Primary Sources: American Popular Entertainment

The American Popular Entertainment collection from the University of Illinois contains digital facsimiles of historic newspapers and trade journals published for the entertainment industry in the US between 1853 and 1929. These works include trade perspectives, features, and travel information on vaudeville, music performance, burlesque, and other popular forms of entertainment of the period.

The collection currently includes:

New York Clipper 7 May 1853 – 12 July 1924 (3605 issues)
Player 8 December 1911 – 21 November 1913 (102 issues)
Vaudeville News 16 April 1920 – 8 June 1929 (286 issues)

Primary Sources: Law and Society Since the Civil War

One last resource recently required through by the Law Library is ProQuest History Vault: Law and Society Since the Civil War

This module consists of 11 collections from the Harvard Law School Library. These are the papers of Albert Levitt, Felix Frankfurter, Livingston Hall, Louis D. Brandeis, Richard H. Field, Oliver Wendell Holmes Jr., Roscoe Pound, the Sacco-Vanzetti Case, Sheldon Glueck, William H. Hastie, and Zechariah Chafee. Taken together, Frankfurter’s and Brandeis’s papers provide a behind-the-scenes view of the Supreme Court between 1919 and 1961. Oliver Wendell Holmes Jr. Papers include Holmes’s correspondence from 1861 through 1935. Holmes was a prolific and brilliant correspondent and his letters have been acknowledged as an extraordinary record of a wide-ranging and imaginative intellect. The Sacco-Vanzetti case papers offer researchers an inside view of the legal strategy in this controversial case.

Primary Sources: Women’s Studies Manuscript Collections

Another recent purchase of the Law Library was ProQuest History Vault: Women’s Studies Manuscript Collections

This valuable collection of materials from the Schlesinger Library at Radcliffe College tells the story of the fight for voting rights for women at the national, regional, and local levels. The papers of key national leaders like Julia Ward Howe, Anna Howard Shaw, and Matilda Gage are included. Equally important are the papers of lesser known state and local leaders like Catharine Waugh McCulloch of Illinois, Olympia Brown of Wisconsin, and Nellie Nugent Somerville of Mississippi. In addition to the Voting Rights papers, this module also includes records on women involved in national politics, like Mary Dewson and Jeannette B. Rankin.

Primary Sources: Freely available digitized newspapers

A librarian at Bowling Green State University has created some truly excellent portals to digitized historical newspapers freely available on the web.

Historical U.S. Newspapers Online
The home page includes links to sites that provide access to newspapers from multiple states, the remaining links are organized by state.

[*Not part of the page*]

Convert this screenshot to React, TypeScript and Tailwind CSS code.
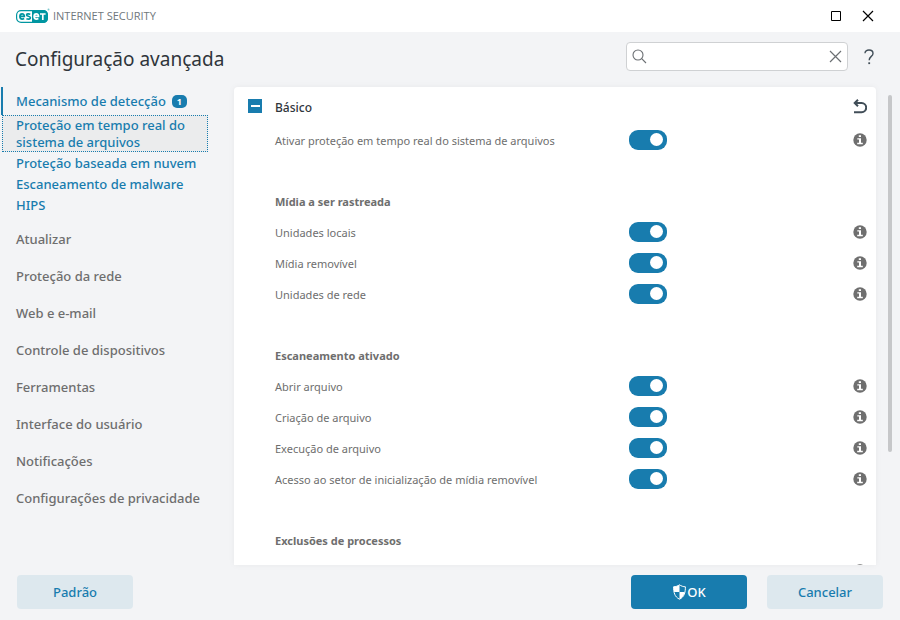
import { useState } from "react";

const SUB_ITEMS = ["Proteção baseada em nuvem", "Escaneamento de malware", "HIPS"];

const NAV_ITEMS = [
  "Atualizar",
  "Proteção da rede",
  "Web e e-mail",
  "Controle de dispositivos",
  "Ferramentas",
  "Interface do usuário",
  "Notificações",
  "Configurações de privacidade",
];

const GROUPS = [
  { title: "", rows: ["Ativar proteção em tempo real do sistema de arquivos"] },
  { title: "Mídia a ser rastreada", rows: ["Unidades locais", "Mídia removível", "Unidades de rede"] },
  {
    title: "Escaneamento ativado",
    rows: [
      "Abrir arquivo",
      "Criação de arquivo",
      "Execução de arquivo",
      "Acesso ao setor de inicialização de mídia removível",
    ],
  },
];

function Logo() {
  return (
    <svg width="34" height="16" viewBox="0 0 34 16" role="img" aria-label="eset">
      <rect x="0.6" y="2.6" width="30.8" height="11.8" rx="4.5" fill="#fff" stroke="#0096a1" strokeWidth="1.2" />
      <path d="M16 2H27.5a4.5 4.5 0 0 1 4.5 4.5v4a4.5 4.5 0 0 1-4.5 4.5H16z" fill="#0096a1" />
      <g fill="none" strokeWidth="1.7">
        <path d="M4 8.400h4.300c0-1.600-.8-2.500-2.200-2.500S3.900 7 3.900 8.500s.8 2.600 2.300 2.600c.8 0 1.400-.2 2-.5" stroke="#0096a1" />
        <path d="M14.300 6.200c-1.500-.5-3.700-.5-3.700.8 0 1.600 3.800 1 3.800 2.800 0 1.500-2.300 1.500-4 .9" stroke="#0096a1" />
        <path d="M18.200 8.400h4.300c0-1.600-.8-2.500-2.200-2.500S18.100 7 18.100 8.500s.8 2.600 2.300 2.600c.8 0 1.400-.2 2-.5M24 6h5.600M26.800 6v5.900" stroke="#fff" />
      </g>
      <circle cx="32.5" cy="1.5" r="1" fill="#7fc9cf" />
    </svg>
  );
}

function InfoIcon() {
  return (
    <svg width="14" height="14" viewBox="0 0 14 14" aria-hidden="true">
      <circle cx="7" cy="7" r="6.7" fill="#6f6f6f" />
      <path d="M5.800 2.200h2.200v1.900H5.800zM4.300 5.200H8v4.600h1.800v1.400H4.200V9.800H6V6.600H4.300z" fill="#fff" />
    </svg>
  );
}

function GroupTitle({ children }: { children: string }) {
  return (
    <h3 className="flex h-[31px] items-center pt-[2px] pl-[41px] text-[11px] leading-4 font-bold text-[#6e6e6e]">
      {children}
    </h3>
  );
}

function SettingRow({ label }: { label: string }) {
  const [on, setOn] = useState(true);
  return (
    <div className="flex h-[31px] shrink-0 items-center pr-[9px] pl-[41px]">
      <label className="flex flex-1 items-center text-[11px] leading-4 text-[#6e6e6e]">
        <span className="w-[354px] pt-[2px]">{label}</span>
        <input
          type="checkbox"
          role="switch"
          checked={on}
          onChange={() => setOn(!on)}
          className="flex h-5 w-[38px] appearance-none items-center justify-start rounded-[9px] bg-[#9aa3a8] px-1 before:block before:size-[13px] before:rounded-full before:bg-white checked:justify-end checked:bg-[#187cae]"
        />
      </label>
      <button type="button" aria-label={"Informações: " + label}>
        <InfoIcon />
      </button>
    </div>
  );
}

export default function App() {
  return (
    <div className="flex h-screen flex-col bg-[#f3f4f6] font-['Noto_Sans','Open_Sans',sans-serif]">
      <header className="flex h-8 shrink-0 items-center bg-white pr-[26px] pl-4">
        <Logo />
        <span className="ml-[3px] font-['Open_Sans',sans-serif] text-[11px] text-[#70777c]">INTERNET SECURITY</span>
        <div className="ml-auto flex items-center gap-5 text-black">
          <button type="button" aria-label="Maximizar">
            <svg width="12" height="12" viewBox="0 0 12 12" fill="none" stroke="currentColor">
              <path d="M1.500 1.500h9v9h-9z" />
            </svg>
          </button>
          <button type="button" aria-label="Fechar">
            <svg width="12" height="12" viewBox="0 0 12 12" fill="none" stroke="currentColor" strokeWidth="1.2">
              <path d="M1 1l10 10M11 1L1 11" />
            </svg>
          </button>
        </div>
      </header>

      <div className="flex h-[55px] shrink-0 items-center pr-[25px] pl-[15px]">
        <h1 className="text-[19px] text-[#2f353b]">Configuração avançada</h1>
        <div className="mb-[6px] ml-auto flex h-[29px] w-[222px] items-center rounded-[4px] border border-[#cfd1d3] bg-white px-[5px]">
          <svg width="15" height="15" viewBox="0 0 15 15" fill="none" stroke="#6b6f73" strokeWidth="1.1">
            <circle cx="6" cy="6" r="5" />
            <path d="M9.700 9.700l4.300 4.300" />
          </svg>
          <input type="text" aria-label="Pesquisar" className="min-w-0 flex-1 px-2 text-xs outline-none" />
          <button type="button" aria-label="Limpar">
            <svg width="13" height="13" viewBox="0 0 13 13" fill="none" stroke="#6b6f73" strokeWidth="1.2">
              <path d="M1 1l11 11M12 1L1 12" />
            </svg>
          </button>
        </div>
        <button type="button" aria-label="Ajuda" className="mb-[6px] ml-[15px]">
          <svg width="12" height="16" viewBox="0 0 12 16" fill="none" stroke="#414e58" strokeWidth="1.4">
            <path d="M2 4.200C2 2 3.800 1 6 1s4 1.200 4 3.400C10 7.600 6.200 7.200 6.200 11.300" />
            <path d="M5.300 14.200h1.800" strokeWidth="1.8" />
          </svg>
        </button>
      </div>

      <div className="flex min-h-0 flex-1">
        <nav className="w-[234px] shrink-0 text-[13px] font-medium text-[#187cae]">
          <a href="#deteccao" className="ml-px flex h-7 items-center border-l-2 border-[#187cae] pt-px pl-[13px]">
            Mecanismo de detecção
            <span className="ml-[6px] flex h-[13px] w-[15px] items-center justify-center rounded-[5px] bg-[#187cae] text-[9px] font-bold text-white">
              1
            </span>
          </a>
          <a
            href="#tempo-real"
            className="ml-[2px] block w-[206px] border border-dotted border-[#187cae] bg-[#ebeced] pt-px pl-[13px] leading-[17px]"
          >
            Proteção em tempo real do sistema de arquivos
          </a>
          <ul className="pt-px pl-4">
            {SUB_ITEMS.map((item) => (
              <li key={item} className="flex h-[21px] items-center">
                <a href="#sub">{item}</a>
              </li>
            ))}
          </ul>
          <ul className="pt-[5px] pl-4 text-[#6e6e6e]">
            {NAV_ITEMS.map((item) => (
              <li key={item} className="flex h-[37px] items-center">
                <a href="#item">{item}</a>
              </li>
            ))}
          </ul>
        </nav>

        <main className="flex min-w-0 flex-1 flex-col overflow-hidden rounded-t-[4px] bg-white shadow-[0_0_6px_rgba(0,0,0,0.05)]">
          <div className="flex h-[37px] shrink-0 items-center pt-px pr-[9px] pl-[14px]">
            <button type="button" aria-label="Recolher Básico" className="flex size-[14px] items-center justify-center bg-[#187cae]">
              <span className="h-[2px] w-[9px] bg-white" />
            </button>
            <h2 className="ml-[13px] pt-[3px] text-xs font-medium text-[#2f353b]">Básico</h2>
            <button type="button" aria-label="Reverter" className="ml-auto">
              <svg width="14" height="15" viewBox="0 0 14 15" fill="none" stroke="#414e58" strokeWidth="2">
                <path d="M2 4H8.600a4.600 4.600 0 0 1 0 9.200H1" />
                <path d="M5 0.800L1.700 4 5 7.200" />
              </svg>
            </button>
          </div>
          {GROUPS.map((group) => (
            <section key={group.title} className="flex shrink-0 flex-col pb-[30px]">
              {group.title && <GroupTitle>{group.title}</GroupTitle>}
              {group.rows.map((row) => (
                <SettingRow key={row} label={row} />
              ))}
            </section>
          ))}
          <section className="shrink-0">
            <GroupTitle>Exclusões de processos</GroupTitle>
            <div className="flex h-[31px] items-center justify-end pr-[9px]">
              <button type="button" aria-label="Informações: Exclusões de processos">
                <InfoIcon />
              </button>
            </div>
          </section>
        </main>
        <div className="w-6 shrink-0 pt-2 pl-3">
          <div className="h-[76%] w-1 rounded-full bg-[#c6c7c9]" />
        </div>
      </div>

      <footer className="flex h-[55px] shrink-0 items-start gap-5 px-[17px] pt-[10px] text-[13px] font-medium">
        <button type="button" className="mr-auto h-[34px] w-[116px] rounded-[4px] bg-[#dde8ee] pt-px text-[#187cae]">
          Padrão
        </button>
        <button type="button" className="flex h-[34px] w-[116px] items-center justify-center rounded-[4px] bg-[#187cae] text-white">
          <svg width="15" height="16" viewBox="0 0 15 16">
            <path d="M7.500 0.800C9 2 11.500 2.800 13.400 2.800c0 5.500-.9 10-5.900 12.400C2.500 12.800 1.600 8.300 1.600 2.800 3.500 2.800 6 2 7.500 0.800z" fill="none" stroke="#fff" />
            <path d="M7.500 0.800V8H2.200C1.700 6.300 1.600 4.500 1.600 2.800 3.500 2.800 6 2 7.500 0.800zM7.500 8h5.300c-.8 3.200-2.300 5.700-5.300 7.200z" fill="#fff" />
          </svg>
          <span className="pt-px">OK</span>
        </button>
        <button type="button" className="h-[34px] w-[116px] rounded-[4px] bg-[#dde8ee] pt-px text-[#187cae]">
          Cancelar
        </button>
      </footer>
    </div>
  );
}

Historical Canadian Newspapers Online
The home page includes links to National and multi-province papers, the rest are organized by province.

Historical Newspapers Online
The guide provides links to digitized newspapers from countries around the world.

Primary Sources: Historical U.S. Newspapers Online

This guide to Historical U.S. Newspapers Online, created by a librarian at Bowling Green University, attempts to provide links to every publicly accessible digitized historical newspaper in the United States. It is organized by state, and then city — click on a letter to go to the state. There are also links to some resources, like Chronicling America, that allow you to search across many newspapers at once.

Primary Sources: Historic Mexican & Mexican American Press

The University of Arizona Library has made available 20 historic publications published in Tucson, El Paso, Los Angeles, San Francisco, and Sonora, Mexico from the mid-1800s to the 1970s. The Historic Mexican and Mexican American Press collection covers important periods in Mexican-American history, from the Mexican Revolution to the Bracero Program to the Chicano Movement. The home page for the collection provides a basic search and allows you to search all of the publications or to limit to a single publication.
SEARCH TIP: You can enter more than one search term in the basic search, but if you want to do a more sophisticated search, an advanced search option is available. However, this will take you to the Library’s complete collection of their own digitized items and you cannot limit your search to the entire Historic Mexican and Mexican American Press collection, you will have to choose the publications you want to search from a list.
One handy tool offered by the site is a timeline of the available publication dates for each title represented in the collection.